Et la situation n'a fait qu'empirer au fil des mois. Difficile, dans ces conditions, d'avoir du cœur à l'ouvrage, surtout avec un encadrement qui entretient un esprit de suspicion. Mais aussi un management qui, sous prétexte d'améliorer la gestion des stocks, vend la matière première et entrave la production, provoquant d'inévitables retards de livraison pour les clients.

Processus de deuil

Des retards que la direction explique ensuite comme étant une conséquence de la grève, dénonce notre interlocuteur. «En fait, «l'atmosphère était devenue tellement pourrie que beaucoup d'entre nous ont commencé à entamer un processus de deuil. Certains en sont arrivés au point de se réjouir d'avoir été licenciés pour ne plus avoir à supporter de telles conditions de travail.» Et pour ne rien arranger, cette ambiance délétère s'est traduite par des tensions au sein du personnel, entre les partisans de la résistance et ceux souhaitant plutôt une normalisation de la situation.
Dignité bafouée

De surcroît, relève ce collaborateur, le personnel a également ressenti un profond sentiment d'humiliation. «Une direction qui renvoie un tiers de son personnel et qui, dans la foulée, en réengage une partie à des conditions de travail nettement moins bonnes, c'est tout simplement écœurant», lance-t-il. Pas étonnant que plusieurs collègues aient sombré dans la déprime. «En bafouant ainsi la dignité de son personnel, la direction ne doit pas s'étonner d'avoir des collaborateurs totalement démotivés», relève-t-il.

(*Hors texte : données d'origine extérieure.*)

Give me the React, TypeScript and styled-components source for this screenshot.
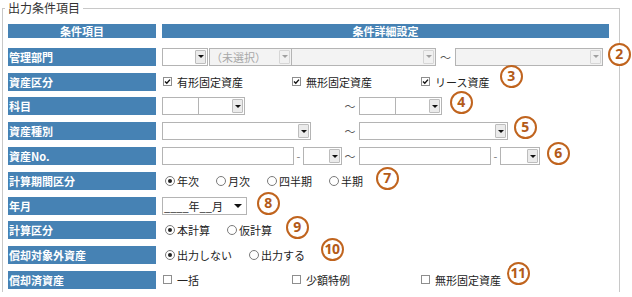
import React from "react"
import styled, { createGlobalStyle } from "styled-components"

const GlobalStyle = createGlobalStyle`
  body {
    margin: 0;
    background: #fff;
    font-family: "Noto Sans CJK JP", "Noto Sans", sans-serif;
    color: #222;
  }
`

const BLUE = "#4682b4"

const Page = styled.div`
  position: relative;
  width: 632px;
  height: 297px;
  overflow: hidden;
`

const Frame = styled.fieldset`
  margin: 0 0 0 2px;
  width: 618px;
  height: 292px;
  box-sizing: border-box;
  border: 1px solid #c8c8c8;
  border-bottom: none;
  padding: 8px 10px 0 5px;
  min-inline-size: 0;
`

const Legend = styled.legend`
  font-size: 12px;
  line-height: 16px;
  padding: 0 3px;
  margin-left: -3px;
  color: #333;
`

const Table = styled.div`
  display: flex;
  flex-direction: column;
  gap: 6.78px;
`

const HeaderRow = styled.div`
  display: grid;
  grid-template-columns: 148px 447px;
  column-gap: 6px;
  height: 14px;
  margin-bottom: 3.2px;
`

const HeaderCell = styled.div`
  background: ${BLUE};
  color: #fff;
  font-size: 11px;
  font-weight: 700;
  line-height: 14px;
  text-align: center;
`

const Row = styled.div`
  display: grid;
  grid-template-columns: 148px 447px;
  column-gap: 6px;
  height: 18px;
`

const Label = styled.div`
  background: ${BLUE};
  color: #fff;
  font-size: 11px;
  font-weight: 700;
  line-height: 18px;
  padding-left: 1px;
  white-space: nowrap;
`

const Controls = styled.div`
  display: flex;
  align-items: center;
  height: 18px;
  font-size: 11px;
  white-space: nowrap;
`

const SelectBox = styled.div<{ $w: number; $disabled?: boolean; $ml?: number }>`
  width: ${({ $w }) => $w}px;
  margin-left: ${({ $ml }) => $ml ?? 0}px;
  height: 18px;
  box-sizing: border-box;
  border: 1px solid #b4b4b4;
  background: ${({ $disabled }) => ($disabled ? "#f3f3f3" : "#fff")};
  color: ${({ $disabled }) => ($disabled ? "#a8a8a8" : "#222")};
  display: flex;
  align-items: center;
  justify-content: space-between;
  padding-left: 1px;
  font-size: 11px;
  line-height: 16px;
`

const ArrowButton = styled.span<{ $disabled?: boolean }>`
  width: 11px;
  height: 14px;
  margin-right: 1px;
  box-sizing: border-box;
  background: ${({ $disabled }) => ($disabled ? "#f1f1f1" : "#ebebeb")};
  border: 1px solid ${({ $disabled }) => ($disabled ? "#d6d6d6" : "#bdbdbd")};
  border-radius: 1px;
  display: flex;
  align-items: center;
  justify-content: center;

  &::after {
    content: "";
    border-left: 3px solid transparent;
    border-right: 3px solid transparent;
    border-top: 3px solid ${({ $disabled }) => ($disabled ? "#a0a0a0" : "#111")};
  }
`

const PlainArrow = styled.span`
  margin-right: 4px;
  border-left: 4px solid transparent;
  border-right: 4px solid transparent;
  border-top: 4px solid #111;
`

const TextBox = styled.div<{ $w: number }>`
  width: ${({ $w }) => $w}px;
  height: 18px;
  box-sizing: border-box;
  border: 1px solid #b4b4b4;
  background: #fff;
`

const Tilde = styled.span<{ $w: number }>`
  width: ${({ $w }) => $w}px;
  text-align: center;
  color: #555;
  font-size: 11px;
`

const Dash = styled.span`
  width: 9px;
  text-align: center;
  color: #777;
  font-size: 11px;
`

const LeftSlot = styled.div`
  width: 181px;
  display: flex;
  align-items: center;
`

const RightSlot = styled.div`
  margin-left: 2px;
  display: flex;
  align-items: center;
`

const CheckOption = styled.label`
  width: 129px;
  display: flex;
  align-items: center;
  gap: 5px;
  padding-left: 1px;
  box-sizing: border-box;
`

const CheckBox = styled.span`
  width: 9px;
  height: 9px;
  box-sizing: border-box;
  border: 1px solid #8e8e8e;
  background: #fff;
  display: flex;
  align-items: center;
  justify-content: center;
`

const RadioGroup = styled.div`
  display: flex;
  align-items: center;
  padding-left: 3px;
`

const RadioOption = styled.label`
  display: flex;
  align-items: center;
  gap: 2px;
  margin-right: 17px;
`

const RadioCircle = styled.span<{ $on?: boolean }>`
  width: 10px;
  height: 10px;
  box-sizing: border-box;
  border: 1px solid #7a7a7a;
  border-radius: 50%;
  background: #fff;
  display: flex;
  align-items: center;
  justify-content: center;

  &::after {
    content: "";
    width: 4px;
    height: 4px;
    border-radius: 50%;
    background: ${({ $on }) => ($on ? "#222" : "transparent")};
  }
`

const Badge = styled.div`
  position: absolute;
  width: 23px;
  height: 23px;
  box-sizing: border-box;
  border: 2.5px solid #c0641e;
  border-radius: 50%;
  background: #fff;
  color: #b35a18;
  font-family: "Noto Sans", sans-serif;
  font-size: 14px;
  font-weight: 700;
  display: flex;
  align-items: center;
  justify-content: center;
  line-height: 1;
  letter-spacing: -0.5px;
`

const Select = ({ w, disabled, ml, text }: { w: number; disabled?: boolean; ml?: number; text?: string }) => (
  <SelectBox $w={w} $disabled={disabled} $ml={ml}>
    <span>{text}</span>
    <ArrowButton $disabled={disabled} />
  </SelectBox>
)

const Check = ({ label, on }: { label: string; on?: boolean }) => (
  <CheckOption>
    <CheckBox>
      {on && (
        <svg width="7" height="7" viewBox="0 0 7 7">
          <path d="M1 3.4 L2.8 5.2 L6 1.6" fill="none" stroke="#111" strokeWidth="1.4" />
        </svg>
      )}
    </CheckBox>
    {label}
  </CheckOption>
)

const Radios = ({ items, on }: { items: string[]; on: number }) => (
  <RadioGroup>
    {items.map((t, i) => (
      <RadioOption key={t}>
        <RadioCircle $on={i === on} />
        {t}
      </RadioOption>
    ))}
  </RadioGroup>
)

const badges = [
  { n: 2, x: 619, y: 54 },
  { n: 3, x: 511, y: 76 },
  { n: 4, x: 461, y: 102 },
  { n: 5, x: 525, y: 127 },
  { n: 6, x: 558, y: 153 },
  { n: 7, x: 387, y: 178 },
  { n: 8, x: 268, y: 203 },
  { n: 9, x: 297, y: 227 },
  { n: 10, x: 332, y: 249 },
  { n: 11, x: 518, y: 273 },
]

const App = () => {
  return (
    <Page>
      <GlobalStyle />
      <Frame>
        <Legend>出力条件項目</Legend>
        <Table>
          <HeaderRow>
            <HeaderCell>条件項目</HeaderCell>
            <HeaderCell>条件詳細設定</HeaderCell>
          </HeaderRow>

          <Row>
            <Label>管理部門</Label>
            <Controls>
              <Select w={46} />
              <Select w={83} ml={1} disabled text="（未選択）" />
              <Select w={145} ml={-1} disabled />
              <Tilde $w={19}>～</Tilde>
              <Select w={148} disabled />
            </Controls>
          </Row>

          <Row>
            <Label>資産区分</Label>
            <Controls>
              <Check label="有形固定資産" on />
              <Check label="無形固定資産" on />
              <Check label="リース資産" on />
            </Controls>
          </Row>

          <Row>
            <Label>科目</Label>
            <Controls>
              <LeftSlot>
                <TextBox $w={37} />
                <Select w={47} ml={-1} />
              </LeftSlot>
              <Tilde $w={14}>～</Tilde>
              <RightSlot>
                <TextBox $w={37} />
                <Select w={47} ml={-1} />
              </RightSlot>
            </Controls>
          </Row>

          <Row>
            <Label>資産種別</Label>
            <Controls>
              <LeftSlot>
                <Select w={149} />
              </LeftSlot>
              <Tilde $w={14}>～</Tilde>
              <RightSlot>
                <Select w={149} />
              </RightSlot>
            </Controls>
          </Row>

          <Row>
            <Label>資産No.</Label>
            <Controls>
              <LeftSlot>
                <TextBox $w={132} />
                <Dash>-</Dash>
                <Select w={39} />
              </LeftSlot>
              <Tilde $w={14}>～</Tilde>
              <RightSlot>
                <TextBox $w={132} />
                <Dash>-</Dash>
                <Select w={40} />
              </RightSlot>
            </Controls>
          </Row>

          <Row>
            <Label>計算期間区分</Label>
            <Controls>
              <Radios items={["年次", "月次", "四半期", "半期"]} on={0} />
            </Controls>
          </Row>

          <Row>
            <Label>年月</Label>
            <Controls>
              <SelectBox $w={85}>
                <span>____年__月</span>
                <PlainArrow />
              </SelectBox>
            </Controls>
          </Row>

          <Row>
            <Label>計算区分</Label>
            <Controls>
              <Radios items={["本計算", "仮計算"]} on={0} />
            </Controls>
          </Row>

          <Row>
            <Label>償却対象外資産</Label>
            <Controls>
              <Radios items={["出力しない", "出力する"]} on={0} />
            </Controls>
          </Row>

          <Row>
            <Label>償却済資産</Label>
            <Controls>
              <Check label="一括" />
              <Check label="少額特例" />
              <Check label="無形固定資産" />
            </Controls>
          </Row>
        </Table>
      </Frame>

      {badges.map((b) => (
        <Badge key={b.n} style={{ left: b.x - 11.5, top: b.y - 11.5 }}>
          {b.n}
        </Badge>
      ))}
    </Page>
  )
}

export default App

Et un collègue d'ajouter que c'est particulièrement vrai dans les ateliers, à la production, alors que le personnel administratif est peut-être un peu moins touché: «Comment voulez-vous avoir encore envie de vous engager quand vous constatez que les produits que vous avez fabriqués et qui devraient être livrés chez le client sont liquidés chez un ferrailleur, tellement la qualité de la matière est mauvaise?...»

Comme le relève un ouvrier dans les ateliers, «on travaille désormais au jour le jour, sans trop se poser de questions. La seule chose qui nous intéresse, c'est le salaire au bout du mois. Mais à force de tirer sur la corde, on se demande quand celle-ci va rompre...»

Souffrance difficile à exprimer

Durant et après la grève, un groupe de soutien s'était constitué pour apporter une aide psychologique aux travailleurs de la Boillat. Une initiative lancée à l'instigation du pasteur de Reconvilier Marc Balz, histoire d'aider les grévistes à tenir le coup dans l'adversité. Le soutien a été apprécié par ceux qui y ont eu recours, mais ceux-ci ont été peu nombreux à le solliciter. Une retenue que le pasteur explique en bonne partie par la peur de déranger. «Même s'ils souffrent, beaucoup de gens se gênent et n'osent pas vraiment s'ouvrir aux autres», constate Marc Balz.

Pourtant, souligne-t-il, même si, en apparence, la situation semble s'être stabilisée dans l'usine de Reconvilier, l'atmosphère de travail reste très difficile à supporter sur le plan psychologique. Le mépris avec lequel les collaborateurs ont été traités et la mauvaise foi de la direction continuent en effet à peser lourd sur le moral des Boillats. Mais de là à demander de l'aide auprès du pasteur ou d'autres accompagnants, il y a un pas que peu de gens sont prêts à franchir.

En fait, beaucoup préfèrent s'adresser à un médecin pour demander un certificat médical. Il est en effet bien plus «facile» de faire passer son mal-être pour un trouble d'ordre pathologique, qu'on traite avec des médicaments, plutôt que de parler de son problème à une personne d'écoute.

Une attitude que Marc Balz comprend tout à fait. Bon nombre d'ouvriers de la Boillat ont en effet un métier physiquement très dur, et pour quelqu'un qui n'a pas la parole facile, il n'est pas évident de verbaliser les difficultés auxquelles il est confronté. Cela étant, il constate qu'un arrêt maladie est sans doute nécessaire pour reprendre des forces, mais sans un soutien psychologique, il est difficile de passer l'épaule.